• _DATA BLOCK_
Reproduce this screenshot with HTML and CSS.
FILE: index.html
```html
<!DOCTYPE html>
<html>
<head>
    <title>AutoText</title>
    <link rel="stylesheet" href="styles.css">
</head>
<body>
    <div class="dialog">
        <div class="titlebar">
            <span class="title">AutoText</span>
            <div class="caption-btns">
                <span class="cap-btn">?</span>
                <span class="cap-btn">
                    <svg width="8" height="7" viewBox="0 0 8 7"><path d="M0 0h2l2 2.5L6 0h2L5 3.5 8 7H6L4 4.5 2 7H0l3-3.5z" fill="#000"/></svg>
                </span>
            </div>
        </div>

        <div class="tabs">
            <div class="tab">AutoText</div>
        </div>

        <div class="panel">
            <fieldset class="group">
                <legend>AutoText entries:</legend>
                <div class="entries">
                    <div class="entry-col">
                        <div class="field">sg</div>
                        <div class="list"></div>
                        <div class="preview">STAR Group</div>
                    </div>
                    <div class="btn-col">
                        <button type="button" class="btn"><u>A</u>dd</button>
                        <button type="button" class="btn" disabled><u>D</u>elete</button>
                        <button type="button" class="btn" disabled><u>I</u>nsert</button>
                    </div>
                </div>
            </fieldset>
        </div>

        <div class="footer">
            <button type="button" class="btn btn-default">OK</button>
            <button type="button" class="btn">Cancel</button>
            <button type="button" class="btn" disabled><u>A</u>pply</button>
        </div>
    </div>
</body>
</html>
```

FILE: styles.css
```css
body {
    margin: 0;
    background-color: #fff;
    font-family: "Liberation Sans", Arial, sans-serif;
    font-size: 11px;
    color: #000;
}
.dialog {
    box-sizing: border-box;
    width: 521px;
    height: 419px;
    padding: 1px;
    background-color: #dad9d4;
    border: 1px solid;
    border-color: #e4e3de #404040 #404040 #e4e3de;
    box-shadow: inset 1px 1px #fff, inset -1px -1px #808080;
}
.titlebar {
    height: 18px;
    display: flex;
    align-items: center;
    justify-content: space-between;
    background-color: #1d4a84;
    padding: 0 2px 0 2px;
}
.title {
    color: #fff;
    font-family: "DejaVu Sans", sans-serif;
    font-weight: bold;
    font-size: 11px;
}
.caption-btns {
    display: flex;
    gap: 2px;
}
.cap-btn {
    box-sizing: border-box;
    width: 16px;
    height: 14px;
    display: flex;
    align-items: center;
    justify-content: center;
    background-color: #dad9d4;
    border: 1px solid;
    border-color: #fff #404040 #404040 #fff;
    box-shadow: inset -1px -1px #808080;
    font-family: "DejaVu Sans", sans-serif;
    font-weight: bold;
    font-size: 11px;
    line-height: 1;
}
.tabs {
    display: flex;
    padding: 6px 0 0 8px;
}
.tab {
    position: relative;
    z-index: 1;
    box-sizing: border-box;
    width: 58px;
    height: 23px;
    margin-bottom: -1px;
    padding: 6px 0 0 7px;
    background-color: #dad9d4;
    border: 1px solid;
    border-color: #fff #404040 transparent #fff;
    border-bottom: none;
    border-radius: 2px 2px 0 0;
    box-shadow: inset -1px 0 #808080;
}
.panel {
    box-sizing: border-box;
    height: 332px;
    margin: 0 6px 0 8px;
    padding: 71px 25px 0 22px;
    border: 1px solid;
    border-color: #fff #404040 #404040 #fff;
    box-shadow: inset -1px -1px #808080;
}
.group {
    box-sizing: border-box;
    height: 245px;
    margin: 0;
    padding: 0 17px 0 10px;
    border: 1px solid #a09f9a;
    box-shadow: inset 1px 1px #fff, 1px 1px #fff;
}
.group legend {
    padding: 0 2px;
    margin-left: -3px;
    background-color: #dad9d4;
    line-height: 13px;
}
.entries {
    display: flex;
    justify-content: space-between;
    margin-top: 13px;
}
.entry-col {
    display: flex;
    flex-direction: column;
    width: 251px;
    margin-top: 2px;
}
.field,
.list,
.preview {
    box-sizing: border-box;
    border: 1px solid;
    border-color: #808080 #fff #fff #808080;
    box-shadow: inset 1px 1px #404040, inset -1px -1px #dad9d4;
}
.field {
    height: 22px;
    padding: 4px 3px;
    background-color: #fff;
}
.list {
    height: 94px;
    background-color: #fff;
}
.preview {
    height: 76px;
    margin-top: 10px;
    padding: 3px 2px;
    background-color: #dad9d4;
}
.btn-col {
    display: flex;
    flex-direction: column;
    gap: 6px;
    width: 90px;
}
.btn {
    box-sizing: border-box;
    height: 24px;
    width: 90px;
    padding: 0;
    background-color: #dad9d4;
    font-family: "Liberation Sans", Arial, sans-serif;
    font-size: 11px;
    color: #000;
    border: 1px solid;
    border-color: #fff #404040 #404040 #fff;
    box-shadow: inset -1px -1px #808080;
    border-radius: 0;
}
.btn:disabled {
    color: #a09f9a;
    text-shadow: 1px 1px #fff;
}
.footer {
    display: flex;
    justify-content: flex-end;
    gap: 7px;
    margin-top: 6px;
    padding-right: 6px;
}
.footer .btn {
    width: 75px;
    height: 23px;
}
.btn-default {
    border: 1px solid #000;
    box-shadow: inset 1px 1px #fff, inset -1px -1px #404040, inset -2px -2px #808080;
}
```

• _WHAT TO PRODUCE_
Would you give the material above again, complete and exact?

• _ANSWER BELOW_
Reproduce this screenshot with HTML and CSS.
FILE: index.html
```html
<!DOCTYPE html>
<html>
<head>
    <title>AutoText</title>
    <link rel="stylesheet" href="styles.css">
</head>
<body>
    <div class="dialog">
        <div class="titlebar">
            <span class="title">AutoText</span>
            <div class="caption-btns">
                <span class="cap-btn">?</span>
                <span class="cap-btn">
                    <svg width="8" height="7" viewBox="0 0 8 7"><path d="M0 0h2l2 2.5L6 0h2L5 3.5 8 7H6L4 4.5 2 7H0l3-3.5z" fill="#000"/></svg>
                </span>
            </div>
        </div>

        <div class="tabs">
            <div class="tab">AutoText</div>
        </div>

        <div class="panel">
            <fieldset class="group">
                <legend>AutoText entries:</legend>
                <div class="entries">
                    <div class="entry-col">
                        <div class="field">sg</div>
                        <div class="list"></div>
                        <div class="preview">STAR Group</div>
                    </div>
                    <div class="btn-col">
                        <button type="button" class="btn"><u>A</u>dd</button>
                        <button type="button" class="btn" disabled><u>D</u>elete</button>
                        <button type="button" class="btn" disabled><u>I</u>nsert</button>
                    </div>
                </div>
            </fieldset>
        </div>

        <div class="footer">
            <button type="button" class="btn btn-default">OK</button>
            <button type="button" class="btn">Cancel</button>
            <button type="button" class="btn" disabled><u>A</u>pply</button>
        </div>
    </div>
</body>
</html>
```

FILE: styles.css
```css
body {
    margin: 0;
    background-color: #fff;
    font-family: "Liberation Sans", Arial, sans-serif;
    font-size: 11px;
    color: #000;
}
.dialog {
    box-sizing: border-box;
    width: 521px;
    height: 419px;
    padding: 1px;
    background-color: #dad9d4;
    border: 1px solid;
    border-color: #e4e3de #404040 #404040 #e4e3de;
    box-shadow: inset 1px 1px #fff, inset -1px -1px #808080;
}
.titlebar {
    height: 18px;
    display: flex;
    align-items: center;
    justify-content: space-between;
    background-color: #1d4a84;
    padding: 0 2px 0 2px;
}
.title {
    color: #fff;
    font-family: "DejaVu Sans", sans-serif;
    font-weight: bold;
    font-size: 11px;
}
.caption-btns {
    display: flex;
    gap: 2px;
}
.cap-btn {
    box-sizing: border-box;
    width: 16px;
    height: 14px;
    display: flex;
    align-items: center;
    justify-content: center;
    background-color: #dad9d4;
    border: 1px solid;
    border-color: #fff #404040 #404040 #fff;
    box-shadow: inset -1px -1px #808080;
    font-family: "DejaVu Sans", sans-serif;
    font-weight: bold;
    font-size: 11px;
    line-height: 1;
}
.tabs {
    display: flex;
    padding: 6px 0 0 8px;
}
.tab {
    position: relative;
    z-index: 1;
    box-sizing: border-box;
    width: 58px;
    height: 23px;
    margin-bottom: -1px;
    padding: 6px 0 0 7px;
    background-color: #dad9d4;
    border: 1px solid;
    border-color: #fff #404040 transparent #fff;
    border-bottom: none;
    border-radius: 2px 2px 0 0;
    box-shadow: inset -1px 0 #808080;
}
.panel {
    box-sizing: border-box;
    height: 332px;
    margin: 0 6px 0 8px;
    padding: 71px 25px 0 22px;
    border: 1px solid;
    border-color: #fff #404040 #404040 #fff;
    box-shadow: inset -1px -1px #808080;
}
.group {
    box-sizing: border-box;
    height: 245px;
    margin: 0;
    padding: 0 17px 0 10px;
    border: 1px solid #a09f9a;
    box-shadow: inset 1px 1px #fff, 1px 1px #fff;
}
.group legend {
    padding: 0 2px;
    margin-left: -3px;
    background-color: #dad9d4;
    line-height: 13px;
}
.entries {
    display: flex;
    justify-content: space-between;
    margin-top: 13px;
}
.entry-col {
    display: flex;
    flex-direction: column;
    width: 251px;
    margin-top: 2px;
}
.field,
.list,
.preview {
    box-sizing: border-box;
    border: 1px solid;
    border-color: #808080 #fff #fff #808080;
    box-shadow: inset 1px 1px #404040, inset -1px -1px #dad9d4;
}
.field {
    height: 22px;
    padding: 4px 3px;
    background-color: #fff;
}
.list {
    height: 94px;
    background-color: #fff;
}
.preview {
    height: 76px;
    margin-top: 10px;
    padding: 3px 2px;
    background-color: #dad9d4;
}
.btn-col {
    display: flex;
    flex-direction: column;
    gap: 6px;
    width: 90px;
}
.btn {
    box-sizing: border-box;
    height: 24px;
    width: 90px;
    padding: 0;
    background-color: #dad9d4;
    font-family: "Liberation Sans", Arial, sans-serif;
    font-size: 11px;
    color: #000;
    border: 1px solid;
    border-color: #fff #404040 #404040 #fff;
    box-shadow: inset -1px -1px #808080;
    border-radius: 0;
}
.btn:disabled {
    color: #a09f9a;
    text-shadow: 1px 1px #fff;
}
.footer {
    display: flex;
    justify-content: flex-end;
    gap: 7px;
    margin-top: 6px;
    padding-right: 6px;
}
.footer .btn {
    width: 75px;
    height: 23px;
}
.btn-default {
    border: 1px solid #000;
    box-shadow: inset 1px 1px #fff, inset -1px -1px #404040, inset -2px -2px #808080;
}
```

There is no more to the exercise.